Get Insurance: Property insurance is critical to the success of any project.
- In case anything unforeseen occurs, insurance can help protect both you, your personal assets and your investment.
- Always make sure you are covered. This is crucial, especially as workers start working on renovations.
- If you are working with your own cash resources, you may not think about it but make sure you do because you will pay dearly if you don’t.
- As a private lender this is one of the requirements for any properties we fund. It keeps us all protected.
Underestimating Costs: One of the most common mistakes new investors make is underestimating the cost of renovations. This can include both the cost of materials and labor. It’s important to get accurate estimates and budget for unexpected expenses.
Over-improving the Property: While it’s important to make the property appealing to potential buyers, over-improving or adding high-end finishes that are not in line with other homes in the neighborhood can make it difficult to recoup your investment.
Poor Time Management: Renovations often take longer than expected.
- Delays can be costly, especially if you’re paying a mortgage on the property.
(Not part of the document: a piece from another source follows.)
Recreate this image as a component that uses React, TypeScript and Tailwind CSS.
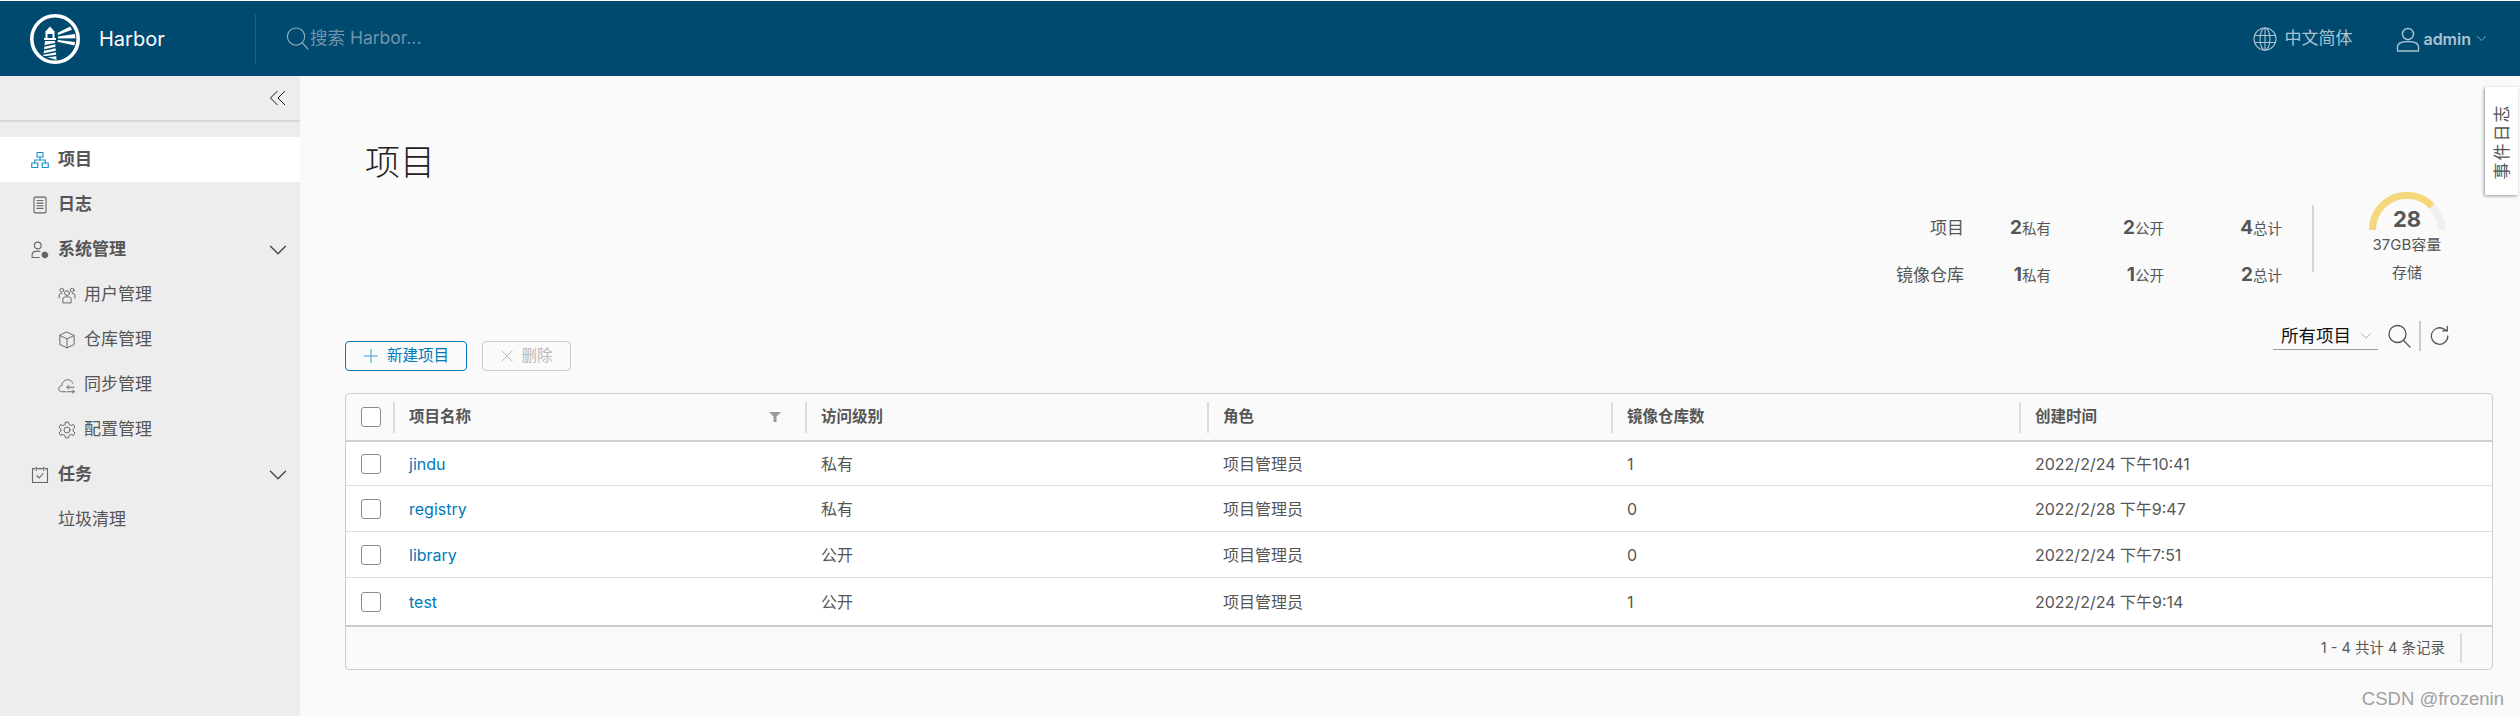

- It’s important to have a realistic timeline and to manage your rehab project efficiently to avoid unnecessary holding costs.
☛ Final Thoughts
In conclusion, rehabbing investment properties on a budget is not only possible, but it can also be highly profitable with the right approach. The key is to prioritize, plan meticulously, and make smart, cost-effective decisions that add real value to the property. Remember, it’s not about how much money you pour into the project, but rather how wisely you use your resources to create a desirable property that attracts buyers or renters. With the strategies outlined in this guide, you’re well on your way to mastering the art of budget-friendly rehab. So, roll up your sleeves and let the transformation begin!